Now with a second thought I agree that using Rmd better, assuming authors only push polished stuff in master.

To continue with this a little, the good side of doing the knitting and going for the Rmd-files is that everything must be in sync with the current state of the package. Using md-files on the other hand would save us the trouble of doing the knitting and the requirement of having the package actually installed, but risks the tutorial running out of sync with the actual package. Knitting the vignettes can be part of the build, so requiring a CHECK/BUILD before each push to master would guarantee a up-to-data md-file.

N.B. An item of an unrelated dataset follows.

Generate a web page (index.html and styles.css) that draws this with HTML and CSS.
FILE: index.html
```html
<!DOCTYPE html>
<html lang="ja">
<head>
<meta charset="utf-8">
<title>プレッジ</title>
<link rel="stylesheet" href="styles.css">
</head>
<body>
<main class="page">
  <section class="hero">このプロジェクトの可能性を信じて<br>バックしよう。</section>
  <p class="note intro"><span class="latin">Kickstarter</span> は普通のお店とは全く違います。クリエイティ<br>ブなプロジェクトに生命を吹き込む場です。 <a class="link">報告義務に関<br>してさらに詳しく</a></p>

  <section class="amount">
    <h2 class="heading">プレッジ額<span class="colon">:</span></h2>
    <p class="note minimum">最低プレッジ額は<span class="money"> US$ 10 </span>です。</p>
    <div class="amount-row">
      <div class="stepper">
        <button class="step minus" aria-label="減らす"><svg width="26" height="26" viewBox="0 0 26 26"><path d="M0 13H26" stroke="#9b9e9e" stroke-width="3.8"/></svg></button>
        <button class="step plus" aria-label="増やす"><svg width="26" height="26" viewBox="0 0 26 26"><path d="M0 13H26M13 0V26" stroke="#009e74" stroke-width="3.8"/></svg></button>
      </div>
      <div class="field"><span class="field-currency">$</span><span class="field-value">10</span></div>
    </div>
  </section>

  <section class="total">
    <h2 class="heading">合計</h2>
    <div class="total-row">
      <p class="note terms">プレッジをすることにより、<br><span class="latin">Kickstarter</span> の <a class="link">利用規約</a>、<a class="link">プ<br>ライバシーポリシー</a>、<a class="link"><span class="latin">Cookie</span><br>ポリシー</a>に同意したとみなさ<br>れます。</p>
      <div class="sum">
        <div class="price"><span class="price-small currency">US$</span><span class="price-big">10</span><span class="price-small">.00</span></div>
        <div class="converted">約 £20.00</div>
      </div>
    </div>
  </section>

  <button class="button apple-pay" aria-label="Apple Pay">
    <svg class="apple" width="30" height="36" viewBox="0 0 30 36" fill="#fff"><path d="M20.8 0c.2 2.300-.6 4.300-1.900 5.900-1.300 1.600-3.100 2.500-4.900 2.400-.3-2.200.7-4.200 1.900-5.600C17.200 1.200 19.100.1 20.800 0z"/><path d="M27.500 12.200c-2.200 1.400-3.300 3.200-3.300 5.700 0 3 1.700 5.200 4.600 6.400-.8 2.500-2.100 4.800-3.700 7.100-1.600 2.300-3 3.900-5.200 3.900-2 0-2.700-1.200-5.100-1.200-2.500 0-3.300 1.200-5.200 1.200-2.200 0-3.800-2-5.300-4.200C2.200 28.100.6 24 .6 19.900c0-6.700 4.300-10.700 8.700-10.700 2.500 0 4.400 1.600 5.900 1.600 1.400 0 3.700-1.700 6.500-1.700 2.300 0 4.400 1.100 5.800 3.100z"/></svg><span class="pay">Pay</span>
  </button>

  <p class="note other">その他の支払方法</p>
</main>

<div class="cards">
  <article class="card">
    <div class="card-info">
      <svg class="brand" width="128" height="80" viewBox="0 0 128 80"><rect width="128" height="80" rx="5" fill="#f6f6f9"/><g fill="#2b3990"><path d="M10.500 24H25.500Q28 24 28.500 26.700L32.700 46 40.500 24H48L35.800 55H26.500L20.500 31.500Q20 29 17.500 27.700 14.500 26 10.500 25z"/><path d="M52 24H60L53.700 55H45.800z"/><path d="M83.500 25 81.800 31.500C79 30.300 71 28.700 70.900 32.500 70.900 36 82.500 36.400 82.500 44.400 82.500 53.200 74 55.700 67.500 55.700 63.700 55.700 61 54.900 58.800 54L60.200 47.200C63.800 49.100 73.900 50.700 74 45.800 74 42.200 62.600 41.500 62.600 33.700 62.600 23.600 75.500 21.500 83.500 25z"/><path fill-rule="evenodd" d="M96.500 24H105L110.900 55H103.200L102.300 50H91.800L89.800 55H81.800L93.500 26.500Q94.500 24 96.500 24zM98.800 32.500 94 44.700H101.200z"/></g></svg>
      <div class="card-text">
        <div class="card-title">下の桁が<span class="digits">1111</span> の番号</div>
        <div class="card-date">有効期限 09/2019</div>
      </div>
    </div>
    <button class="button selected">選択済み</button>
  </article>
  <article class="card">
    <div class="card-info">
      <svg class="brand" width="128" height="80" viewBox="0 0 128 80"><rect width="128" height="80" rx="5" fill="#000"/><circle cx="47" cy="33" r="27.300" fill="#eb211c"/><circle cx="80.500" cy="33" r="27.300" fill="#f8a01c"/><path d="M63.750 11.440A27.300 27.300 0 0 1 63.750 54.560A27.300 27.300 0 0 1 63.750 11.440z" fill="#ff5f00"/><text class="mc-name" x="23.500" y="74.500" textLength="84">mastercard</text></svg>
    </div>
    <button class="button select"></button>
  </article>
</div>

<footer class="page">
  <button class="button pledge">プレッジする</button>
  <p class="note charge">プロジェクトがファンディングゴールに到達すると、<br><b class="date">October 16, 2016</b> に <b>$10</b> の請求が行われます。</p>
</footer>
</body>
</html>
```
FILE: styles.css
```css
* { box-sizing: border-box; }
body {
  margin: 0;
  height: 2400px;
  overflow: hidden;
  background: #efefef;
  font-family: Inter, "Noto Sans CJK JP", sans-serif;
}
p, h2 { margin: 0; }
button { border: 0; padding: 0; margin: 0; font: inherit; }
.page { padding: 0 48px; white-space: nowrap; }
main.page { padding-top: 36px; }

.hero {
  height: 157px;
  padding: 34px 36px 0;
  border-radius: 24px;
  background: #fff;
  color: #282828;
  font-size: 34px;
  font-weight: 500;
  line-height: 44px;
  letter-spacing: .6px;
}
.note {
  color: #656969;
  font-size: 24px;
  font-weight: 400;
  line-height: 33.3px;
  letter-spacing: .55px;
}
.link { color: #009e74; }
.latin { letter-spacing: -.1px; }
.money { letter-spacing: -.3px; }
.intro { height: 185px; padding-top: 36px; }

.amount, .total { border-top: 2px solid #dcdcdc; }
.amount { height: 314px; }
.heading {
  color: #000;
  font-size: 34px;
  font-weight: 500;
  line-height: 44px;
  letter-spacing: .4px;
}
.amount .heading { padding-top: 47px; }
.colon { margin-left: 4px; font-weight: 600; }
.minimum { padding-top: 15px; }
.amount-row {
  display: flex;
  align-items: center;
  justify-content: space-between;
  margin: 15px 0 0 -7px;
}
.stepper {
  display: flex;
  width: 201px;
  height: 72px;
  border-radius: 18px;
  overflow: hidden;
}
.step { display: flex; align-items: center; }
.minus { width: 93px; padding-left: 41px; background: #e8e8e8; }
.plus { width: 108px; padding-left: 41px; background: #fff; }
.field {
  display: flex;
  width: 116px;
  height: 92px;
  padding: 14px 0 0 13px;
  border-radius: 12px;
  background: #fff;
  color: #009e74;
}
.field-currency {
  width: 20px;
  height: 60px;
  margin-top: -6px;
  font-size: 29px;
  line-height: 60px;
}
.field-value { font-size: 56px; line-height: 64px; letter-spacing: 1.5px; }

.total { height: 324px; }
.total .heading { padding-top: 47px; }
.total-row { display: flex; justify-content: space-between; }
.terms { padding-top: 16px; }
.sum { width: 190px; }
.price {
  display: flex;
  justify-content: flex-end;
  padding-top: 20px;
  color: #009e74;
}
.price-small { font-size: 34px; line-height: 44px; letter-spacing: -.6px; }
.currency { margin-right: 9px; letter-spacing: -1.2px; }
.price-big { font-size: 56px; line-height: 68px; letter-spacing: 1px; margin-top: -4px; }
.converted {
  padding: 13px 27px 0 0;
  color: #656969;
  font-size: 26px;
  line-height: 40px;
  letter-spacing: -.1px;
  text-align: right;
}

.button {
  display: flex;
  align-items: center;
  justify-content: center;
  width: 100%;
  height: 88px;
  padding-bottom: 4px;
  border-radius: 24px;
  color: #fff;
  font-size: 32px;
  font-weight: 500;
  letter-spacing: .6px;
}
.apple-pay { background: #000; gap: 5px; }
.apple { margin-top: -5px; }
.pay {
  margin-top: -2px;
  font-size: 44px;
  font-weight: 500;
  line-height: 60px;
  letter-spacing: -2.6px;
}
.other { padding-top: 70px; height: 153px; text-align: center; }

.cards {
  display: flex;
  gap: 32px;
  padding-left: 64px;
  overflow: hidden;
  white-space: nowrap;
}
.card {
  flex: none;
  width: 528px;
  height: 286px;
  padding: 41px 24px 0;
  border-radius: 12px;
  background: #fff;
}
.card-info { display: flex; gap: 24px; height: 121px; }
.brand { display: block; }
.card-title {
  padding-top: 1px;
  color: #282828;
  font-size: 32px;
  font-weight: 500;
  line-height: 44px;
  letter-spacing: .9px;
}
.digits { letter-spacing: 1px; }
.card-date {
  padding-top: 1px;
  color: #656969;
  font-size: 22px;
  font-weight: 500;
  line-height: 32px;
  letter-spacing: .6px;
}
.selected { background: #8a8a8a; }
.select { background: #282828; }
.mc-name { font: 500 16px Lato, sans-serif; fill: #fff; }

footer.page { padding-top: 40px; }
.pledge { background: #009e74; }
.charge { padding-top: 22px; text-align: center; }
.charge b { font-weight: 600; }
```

antagomir commented 10 years ago

Requiring check/build before master pushes would be a very good practice anyway, so I think we should add this to package guidelines.

On Mon, Jan 13, 2014 at 12:10 PM, Joona Lehtomäki notifications@github.comwrote:

Ok, I had understood that vignette sources go to /vignettes/ and final vignettes go to /inst/doc/

In any case we're interested in the sources as the rake task will do the actual conversion using knitr.

So let's just keep the vignettes in /vignettes/_tutorial.Rmd for clarity?

OK.

Now with a second thought I agree that using Rmd better, assuming authors only push polished stuff in master.

To continue with this a little, the good side of doing the knitting and going for the Rmd-files is that everything must be in sync with the current state of the package. Using md-files on the other hand would save us the trouble of doing the knitting and the requirement of having the package actually installed, but risks the tutorial running out of sync with the actual package. Knitting the vignettes can be part of the build, so requiring a CHECK/BUILD before each push to master would guarantee a up-to-data md-file.

— Reply to this email directly or view it on GitHubhttps://github.com/rOpenGov/ropengov.github.io/issues/9#issuecomment-32160512 .

jlehtoma commented 10 years ago

Tutorial adding now works from 74c06134a4a97da9fd50219c78f5286cc067f4f9 onwards, testing appreciated.